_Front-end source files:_
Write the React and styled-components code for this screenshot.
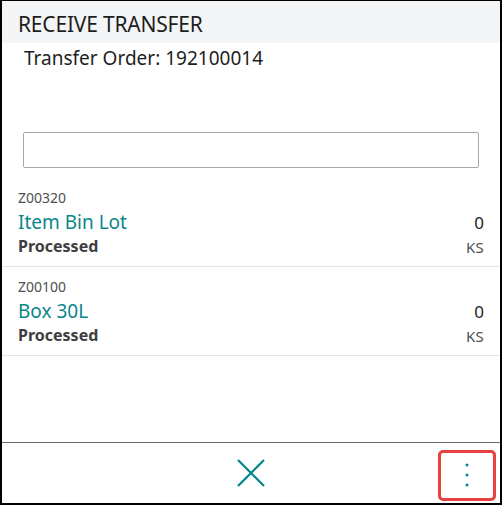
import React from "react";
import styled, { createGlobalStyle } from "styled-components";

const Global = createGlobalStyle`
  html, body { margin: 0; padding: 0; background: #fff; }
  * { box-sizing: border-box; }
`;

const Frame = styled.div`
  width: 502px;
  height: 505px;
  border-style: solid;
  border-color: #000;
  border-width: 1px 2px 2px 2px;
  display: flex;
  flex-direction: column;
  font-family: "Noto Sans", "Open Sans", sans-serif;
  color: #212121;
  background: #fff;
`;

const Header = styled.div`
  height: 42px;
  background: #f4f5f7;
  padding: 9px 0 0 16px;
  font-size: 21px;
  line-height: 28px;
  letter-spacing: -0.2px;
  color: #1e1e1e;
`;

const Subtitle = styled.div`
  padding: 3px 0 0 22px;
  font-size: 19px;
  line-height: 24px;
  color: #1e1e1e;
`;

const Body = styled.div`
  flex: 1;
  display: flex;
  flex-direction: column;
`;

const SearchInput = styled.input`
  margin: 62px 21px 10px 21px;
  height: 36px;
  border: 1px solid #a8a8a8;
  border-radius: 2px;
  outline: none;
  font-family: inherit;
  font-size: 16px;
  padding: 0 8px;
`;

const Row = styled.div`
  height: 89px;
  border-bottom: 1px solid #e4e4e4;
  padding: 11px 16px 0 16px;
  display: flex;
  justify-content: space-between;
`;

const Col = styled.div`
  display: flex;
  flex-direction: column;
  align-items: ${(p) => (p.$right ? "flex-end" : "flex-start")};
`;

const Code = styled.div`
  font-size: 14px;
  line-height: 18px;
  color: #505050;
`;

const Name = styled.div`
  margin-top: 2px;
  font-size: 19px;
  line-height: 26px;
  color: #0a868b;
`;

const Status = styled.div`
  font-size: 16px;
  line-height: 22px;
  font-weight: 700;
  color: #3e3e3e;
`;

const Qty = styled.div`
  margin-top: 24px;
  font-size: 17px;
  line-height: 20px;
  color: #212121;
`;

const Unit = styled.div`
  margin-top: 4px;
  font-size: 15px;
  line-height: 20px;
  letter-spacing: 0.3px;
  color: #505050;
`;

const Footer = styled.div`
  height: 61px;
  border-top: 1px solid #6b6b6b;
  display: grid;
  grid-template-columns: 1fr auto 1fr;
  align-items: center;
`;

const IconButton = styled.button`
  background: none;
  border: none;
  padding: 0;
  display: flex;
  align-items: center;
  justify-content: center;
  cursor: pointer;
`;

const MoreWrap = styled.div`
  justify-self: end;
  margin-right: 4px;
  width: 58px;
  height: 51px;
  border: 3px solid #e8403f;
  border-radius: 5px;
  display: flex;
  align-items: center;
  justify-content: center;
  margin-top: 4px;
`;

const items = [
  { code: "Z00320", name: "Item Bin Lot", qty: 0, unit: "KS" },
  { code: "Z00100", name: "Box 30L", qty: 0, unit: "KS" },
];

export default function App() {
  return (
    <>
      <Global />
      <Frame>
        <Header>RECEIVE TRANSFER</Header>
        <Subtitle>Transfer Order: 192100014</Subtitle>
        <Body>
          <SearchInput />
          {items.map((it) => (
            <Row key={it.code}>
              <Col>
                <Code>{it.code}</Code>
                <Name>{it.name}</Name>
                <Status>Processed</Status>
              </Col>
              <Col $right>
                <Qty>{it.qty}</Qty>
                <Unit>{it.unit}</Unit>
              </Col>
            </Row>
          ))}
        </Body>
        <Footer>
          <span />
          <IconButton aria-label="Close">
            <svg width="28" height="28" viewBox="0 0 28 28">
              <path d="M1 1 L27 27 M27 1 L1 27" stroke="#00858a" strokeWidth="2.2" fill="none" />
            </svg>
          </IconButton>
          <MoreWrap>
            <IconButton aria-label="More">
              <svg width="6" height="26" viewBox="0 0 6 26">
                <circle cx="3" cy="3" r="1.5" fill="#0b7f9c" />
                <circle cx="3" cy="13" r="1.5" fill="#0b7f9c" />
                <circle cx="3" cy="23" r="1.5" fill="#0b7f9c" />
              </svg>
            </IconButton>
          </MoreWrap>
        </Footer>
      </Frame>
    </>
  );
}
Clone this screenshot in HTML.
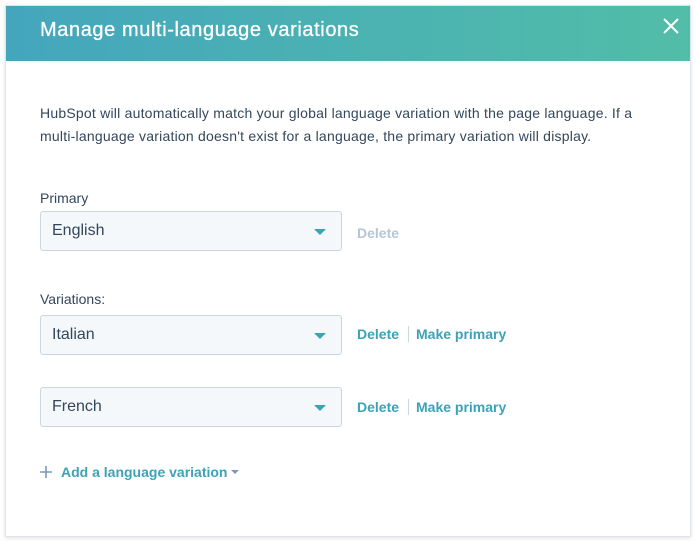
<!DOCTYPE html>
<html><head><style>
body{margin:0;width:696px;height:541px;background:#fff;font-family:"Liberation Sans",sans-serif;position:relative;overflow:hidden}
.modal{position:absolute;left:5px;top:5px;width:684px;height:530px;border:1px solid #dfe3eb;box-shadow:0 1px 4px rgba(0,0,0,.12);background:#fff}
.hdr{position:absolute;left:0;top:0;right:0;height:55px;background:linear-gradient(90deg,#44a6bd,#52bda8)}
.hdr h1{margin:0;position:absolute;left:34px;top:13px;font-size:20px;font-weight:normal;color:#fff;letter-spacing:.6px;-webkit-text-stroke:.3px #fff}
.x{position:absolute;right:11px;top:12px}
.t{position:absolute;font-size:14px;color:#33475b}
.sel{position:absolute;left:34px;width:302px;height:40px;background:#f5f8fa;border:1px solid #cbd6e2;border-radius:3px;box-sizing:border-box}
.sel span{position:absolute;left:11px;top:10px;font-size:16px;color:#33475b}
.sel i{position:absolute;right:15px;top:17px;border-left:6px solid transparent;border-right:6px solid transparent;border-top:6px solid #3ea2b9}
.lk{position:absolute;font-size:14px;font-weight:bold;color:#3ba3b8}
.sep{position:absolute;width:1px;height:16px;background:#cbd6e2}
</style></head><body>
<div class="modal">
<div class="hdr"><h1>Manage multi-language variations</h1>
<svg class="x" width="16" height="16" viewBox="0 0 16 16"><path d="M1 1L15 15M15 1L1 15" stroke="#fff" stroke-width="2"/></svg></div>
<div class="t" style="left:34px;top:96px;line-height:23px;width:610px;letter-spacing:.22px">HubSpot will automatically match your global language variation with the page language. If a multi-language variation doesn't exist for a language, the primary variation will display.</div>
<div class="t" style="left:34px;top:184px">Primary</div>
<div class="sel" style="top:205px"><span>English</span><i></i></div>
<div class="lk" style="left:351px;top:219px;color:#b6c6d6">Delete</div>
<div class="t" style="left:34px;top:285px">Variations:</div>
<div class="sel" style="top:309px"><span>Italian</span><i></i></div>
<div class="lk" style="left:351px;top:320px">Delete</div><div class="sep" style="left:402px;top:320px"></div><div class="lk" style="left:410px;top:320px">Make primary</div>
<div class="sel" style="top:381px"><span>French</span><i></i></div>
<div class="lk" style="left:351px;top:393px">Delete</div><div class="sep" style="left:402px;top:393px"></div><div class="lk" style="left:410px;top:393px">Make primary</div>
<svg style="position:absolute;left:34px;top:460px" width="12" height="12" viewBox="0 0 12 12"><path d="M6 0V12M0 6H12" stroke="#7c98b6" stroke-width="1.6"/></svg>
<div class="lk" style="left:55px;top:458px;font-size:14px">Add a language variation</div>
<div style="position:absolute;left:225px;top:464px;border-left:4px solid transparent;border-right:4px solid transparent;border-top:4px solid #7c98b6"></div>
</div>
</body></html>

_Stated task:_ Of all the lines in the listing above, how many include "screenshot"? Write only the number.

_Task result:_ 2